Which would you rather be? A software engineer with a fast-rising San Francisco startup or a Billboard-topping songwriter?
Jacob Critch of St. John’s doesn’t have to choose. He’s both.
Critch’s professional title is “Founding Engineer” of Carebrain, which helps nursing home staff contact doctors if there’s an emergency outside office hours. The system, which also provides notes and takes care of billing, is already being used by major care homes in the U.S.
As well as working on engineering and developing features for this startup, Critch is a songwriter with a special passion for K-Pop, the highly popular musical genre that originated in South Korea. His songs have placed in the top 10 on Billboard charts in Japan and South Korea, and one song was on a No. 1 album in Japan.
The 27-year-old says he loves both halves of his career and feels they complement one another.
“I love making music . . . but I wouldn’t be where I am in startups right now if I wasn’t passionate about it,” he said in an interview last week. “Startups are the most fun you can have in the [business] space.”
A graduate of Memorial University of Newfoundland, Critch was still in university when he began working for the startup InspectAR, which exited in 2020. It used augmented reality to help electrical engineers and electronics technicians to quickly assess and improve the state of printed circuit boards.
Though he only worked there a year, it was enough to convince Critch that he liked startup life, especially early-stage startups in which every member has to get involved in every part of the business. He and his friend Rikki Lee Scicluna soon launched their own startup, Songflow, an online collaborative platform for musicians to record and edit music. It was a finalist for the Woodward Cup and went through Propel’s Traction and Growth accelerator for scaling companies in 2023.
Earlier this year, Critch got a call from Darryl Day, who had previously been the CTO at InspectAR and became one of the expatriate Newfoundlanders that founded Carebrain in the U.S. By the end of the call, Critch had been hired as the founding engineer, the company’s first hire. Carebrain is now in the Neo accelerator in Silicon Valley, which previously supported such digital luminaries as OpenAI and BlueSky, and Critch added that Carebrain has been drawing the interest of investors.

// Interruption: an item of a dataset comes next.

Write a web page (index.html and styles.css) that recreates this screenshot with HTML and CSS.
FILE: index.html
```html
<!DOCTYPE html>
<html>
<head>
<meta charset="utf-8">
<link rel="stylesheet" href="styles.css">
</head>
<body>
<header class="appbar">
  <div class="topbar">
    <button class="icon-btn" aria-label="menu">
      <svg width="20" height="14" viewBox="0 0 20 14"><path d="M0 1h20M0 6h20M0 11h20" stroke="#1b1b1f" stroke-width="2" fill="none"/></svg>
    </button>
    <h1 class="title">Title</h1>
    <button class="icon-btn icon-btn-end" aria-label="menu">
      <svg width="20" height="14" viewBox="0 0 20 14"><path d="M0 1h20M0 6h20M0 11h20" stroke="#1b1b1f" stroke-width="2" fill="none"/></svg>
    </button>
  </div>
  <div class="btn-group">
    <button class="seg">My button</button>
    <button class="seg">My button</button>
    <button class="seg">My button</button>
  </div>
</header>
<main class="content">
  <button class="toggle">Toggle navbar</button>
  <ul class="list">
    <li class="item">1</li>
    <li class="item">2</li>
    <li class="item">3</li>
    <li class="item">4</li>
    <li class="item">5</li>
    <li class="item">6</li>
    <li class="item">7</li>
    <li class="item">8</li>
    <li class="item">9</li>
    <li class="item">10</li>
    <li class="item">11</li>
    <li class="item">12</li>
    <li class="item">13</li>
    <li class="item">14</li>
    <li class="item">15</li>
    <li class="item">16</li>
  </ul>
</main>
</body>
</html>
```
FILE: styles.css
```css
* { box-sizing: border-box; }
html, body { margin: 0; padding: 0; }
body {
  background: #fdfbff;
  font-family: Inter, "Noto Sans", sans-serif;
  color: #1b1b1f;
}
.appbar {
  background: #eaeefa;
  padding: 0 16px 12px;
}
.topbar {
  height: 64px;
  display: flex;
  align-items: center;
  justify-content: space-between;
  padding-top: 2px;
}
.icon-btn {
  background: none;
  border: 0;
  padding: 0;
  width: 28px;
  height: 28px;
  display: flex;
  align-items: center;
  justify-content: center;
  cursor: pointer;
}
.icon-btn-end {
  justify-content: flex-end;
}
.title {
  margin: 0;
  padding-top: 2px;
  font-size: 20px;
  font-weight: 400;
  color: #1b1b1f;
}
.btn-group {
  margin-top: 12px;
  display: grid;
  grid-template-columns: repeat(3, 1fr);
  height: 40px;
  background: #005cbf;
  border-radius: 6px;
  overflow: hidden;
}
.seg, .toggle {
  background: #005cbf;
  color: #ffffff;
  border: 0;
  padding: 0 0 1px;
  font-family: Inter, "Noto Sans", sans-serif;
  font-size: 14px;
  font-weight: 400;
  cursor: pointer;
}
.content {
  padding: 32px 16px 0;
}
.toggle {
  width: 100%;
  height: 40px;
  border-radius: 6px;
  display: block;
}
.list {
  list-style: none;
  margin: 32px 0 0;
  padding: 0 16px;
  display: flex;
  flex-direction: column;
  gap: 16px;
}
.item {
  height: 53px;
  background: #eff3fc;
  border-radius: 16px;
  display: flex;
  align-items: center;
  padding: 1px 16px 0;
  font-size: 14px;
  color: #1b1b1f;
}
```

Critch was attracted to the company because its technology is simplifying nurses’ workloads within care facilities, reducing the paperwork burden so they can spend more time with patients.
“One of the reasons I [joined] Carebrain was I was already looking for something health-related to work on, since a person close to me is dealing with serious health problems,” he said. “I even reached out to local medical doctors, etc., to try to help prior to Carebrain coincidentally calling me.”
Of course, by this time Critch also had another career as a songwriter and singer. He began to sing and write songs when he was about 13 and got his first recording equipment. After researching the names of leading K-pop producers, recording specialists and record executives, he contacted several of them online. Though most of these entreaties went unanswered, a few did respond and he built up his connections in the industry. He has visited Seoul, helping his music career and satisfying his love of travel.
He is now represented by Universal Music Korea and publishes songs through a division called Melogram. You can find his songs on Spotify or YouTube.
Looking ahead, Critch is planning to stay long-term in Newfoundland and Labrador, though he won’t rule out spending some time in California. And he doesn’t believe he has to choose between startups and music, because they complement one another and “occupy different parts of my brain.” He points to The Chainsmokers, an electronic duo from the U.S. who not only top the music charts but also run their own venture capital fund. It is possible to excel in technology while having an artistic pursuit, he says.
“They involve very different parts of the brain,” he said. “There’s not a lot of overlap. Doing two things that use the same parts of the brain at the same time, that’s hard. But with this, there’s no overlap.”